Fligê se instala em Igatu com palavras de memória e resistência

A densa carga histórica materializada na paisagem do distrito de Igatu serviu de cenário e contexto para o espaço do sábado (17) na Fligê&TU – programação da Fligê na vila do município de Andaraí. Na Galeria Arte & Memória, o povoado recebeu a leitura compartilhada “Tem coisa que a gente não cala”, oferecida pela escritora Meimei Bastos, e o bate-papo “Afrofuturos (im)possíveis” com o escritor Itamar Vieira Junior, que na ocasião lançava o seu premiado livro “Arado Torto” (prêmio LeYa), ambos com forte discurso alicerçado na questão racial.

O escritor Itamar Vieira Junior, que bateu um papo com a plateia sobre “Arado Torto”, obra lançada em 2019, acredita que “em síntese, a Chapada Diamantina e a Vila de Igatu são paisagens que mostram muito da formação da sociedade brasileira”.

“Sobre a Terra, há de viver o mais forte”. Essa frase de impacto, que encerra “Arado Torto”, transmite a ideia de força e resistência. “Dizem que as histórias sempre são contadas pelos opressores e que, na história, eles são os vencedores. Precisamos nos perguntar: quem de fato são os vencedores? Não seriam aqueles que desde o início poderiam ser exterminados e não foram, porque continuam vivos e incomodando, como os indígenas, os quilombolas, a população negra? A história vai nos dizer que os vencedores são aqueles que por mais que tenham sido perseguidos, conseguiram atravessar o tempo e chegar aos nossos dias com voz e gás para lutar”.

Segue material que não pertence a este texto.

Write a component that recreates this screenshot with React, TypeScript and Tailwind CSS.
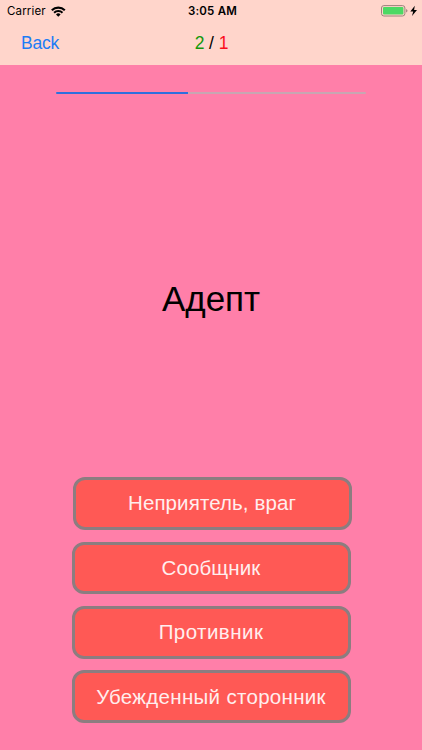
type Answer = { label: string; box: string; text: string };

const answers: Answer[] = [
  { label: "Неприятель, враг", box: "ml-px", text: "tracking-[0.1px]" },
  { label: "Сообщник", box: "mt-[12px]", text: "tracking-[0.1px]" },
  { label: "Противник", box: "mt-[12px]", text: "-mt-px tracking-[0.45px]" },
  { label: "Убежденный сторонник", box: "mt-[11px]", text: "tracking-[0.31px]" },
];

function WifiIcon() {
  return (
    <svg width="15" height="11" viewBox="0 0 15 11" fill="none" stroke="#000">
      <path d="M0.8 4.2A9.4 9.4 0 0 1 13.8 4.2" strokeWidth="2.1" />
      <path d="M3.1 6.7A6 6 0 0 1 11.5 6.7" strokeWidth="2" />
      <path d="M7.3 10.7L5 8.4A3.2 3.2 0 0 1 9.6 8.4Z" fill="#000" stroke="none" />
    </svg>
  );
}

function BatteryIcon() {
  return (
    <svg width="37" height="12" viewBox="0 0 37 12">
      <rect x="0.5" y="0.6" width="23.4" height="10.4" rx="2.4" fill="none" stroke="#9c827b" />
      <rect x="2" y="2.1" width="20.4" height="7.4" rx="1" fill="#4cd964" />
      <path d="M25.1 4.1Q26.5 4.5 26.5 5.8T25.1 7.5Z" fill="#9c827b" />
      <path d="M33.8 0.8L29.3 6.5H32.2L31 11L36 5H33.1Z" fill="#000" />
    </svg>
  );
}

export default function App() {
  return (
    <main className="flex h-[750px] w-[422px] flex-col overflow-hidden bg-[#ff7fa9] font-['Liberation_Sans',Arial,sans-serif] text-black">
      <header className="h-[65px] shrink-0 bg-[#ffd5cb]">
        <div className="grid h-[22px] grid-cols-3 items-center px-[7px] font-[Inter,sans-serif] text-[11.5px] leading-[22px]">
          <div className="flex items-center gap-[5px]">
            <span className="tracking-[0.15px]">Carrier</span>
            <WifiIcon />
          </div>
          <span className="pl-[3px] text-center font-semibold tracking-[0.2px]">3:05 AM</span>
          <div className="-mr-[3px] flex justify-end">
            <BatteryIcon />
          </div>
        </div>
        <nav className="grid h-[43px] grid-cols-3 items-center px-[21px] text-[17.5px]">
          <button className="text-left tracking-[-0.25px] text-[#1c7cf5]">Back</button>
          <div className="pl-px text-center tracking-[-0.1px]">
            <span className="text-[#15980b]">2</span> / <span className="text-[#fb0d1b]">1</span>
          </div>
        </nav>
      </header>
      <div className="mt-[27px] ml-[56px] flex h-[2px] w-[310px] shrink-0 overflow-hidden rounded-full bg-[#c8a6b2]">
        <div className="w-[131.5px] bg-[#2f6fdd]" />
      </div>
      <h1 className="mt-[182px] h-[46px] shrink-0 text-center text-[35px] leading-[46px]">Адепт</h1>
      <div className="mt-[155px] ml-[71.5px] flex w-[279px] flex-col">
        {answers.map((a) => (
          <button
            key={a.label}
            className={`flex h-[52.7px] w-[279px] shrink-0 items-center justify-center rounded-[12px] border-[3px] border-[#8c7d80] bg-[#ff5955] pt-px text-[20.5px] whitespace-nowrap text-[#ffeeee] ${a.box}`}
          >
            <span className={a.text}>{a.label}</span>
          </button>
        ))}
      </div>
    </main>
  );
}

Itamar ressalta que a pluralidade de vozes é uma característica da Fligê. “Nem toda feira literária tem essa diversidade que vemos aqui. A Feira Literária de Mucugê dá voz a muitos autores de diferentes regiões do país, não só àqueles que detém grandes editoras. É um espaço democrático. Esses espaços de solidariedade e de troca de arte, de texto, de histórias, nos fortalecem como pessoas”.

Memória e resistência são pautas indispensáveis ao repertório da escritora Meimei Bastos – autora do livro de poesia “Um verso e mei” –, que professa acerca da necessidade de usarmos nossos corpos e nossas vozes para contar a nossa história. “A palavra é usada como ferramenta de dominação de povos. Imagina só, eu como escritora negra, me utilizando dessa arma. Meu objetivo com esse instrumento é o de potencializar outras pessoas que historicamente são exploradas, e trazer outro sentido para territórios que foram marginalizados”.

A poeta também celebra a diversidade de vozes que encontramos na Feira Literária de Mucugê. “A Fligê tem o poder de reunir toda essa pluralidade de vozes, essa riqueza de possibilidades em um espaço. O momento que vivenciamos é de repressão, então é riquíssimo um espaço plural como esse, em que é possível se expressar. É revolucionário. As pequenas revoluções e as verdadeiras transformações acontecem em espaços assim”.

Bernardo Bahia, que veio de Brasília para participar da Fligê, conta que está encantado com o evento. “É uma festa que reúne artistas de excelente qualidade, gente que todo mundo deveria ouvir, que difundem uma mensagem muito interessante de resistência e diversidade”.

Marcos Zacaríades, artista visual fundador da Galeria & Arte, comunga com esses ideais. “A Galeria é um espaço de resistência devotado à arte, à literatura”. Mas o artista reconsidera: “aliás, não é resistência, é enfrentamento. A resistência foi antes; agora, precisamos enfrentar. Enfrentamento também feito pela Fligê, cujas abordagens e encontros são necessários, porque a arte e a cultura estão sendo perseguidas. Não é uma escolha: é um dever”.

A Cidade de Pedra – As ruínas da Vila de Igatu (a 22 km de Mucugê) impressionam aos turistas que escolhem esse destino. No pé da Serra Sincorá, onde no século XIX a mineração acontecia a todo vapor, as construções que parcialmente se erigem do chão contam a história daquele lugarejo.

As rochas que formam essas habitações eram as sobras do garimpo, uma vez que as pedras preciosas se localizavam entre elas. Era necessário, portanto, encontrar uma serventia para esse material sobressalente, cuja solução foi a de destinar esse excesso para a infraestrutura da região. As casas construídas em pedra abrigavam de forma precária os garimpeiros e escravos.

A princípio, os que serviram às atividades garimpeiras foram os sertanejos, vindos do norte de Minas Gerais; a infraestrutura, por sua vez, era erguida pela mão-de-obra dos escravos. O ciclo de diamante trouxe abundância aos coronéis, além de fomentar a prosperidade financeira da cidade, o que aconteceu às custas da incalculável perda humanitária pela exploração dos trabalhadores e escravos.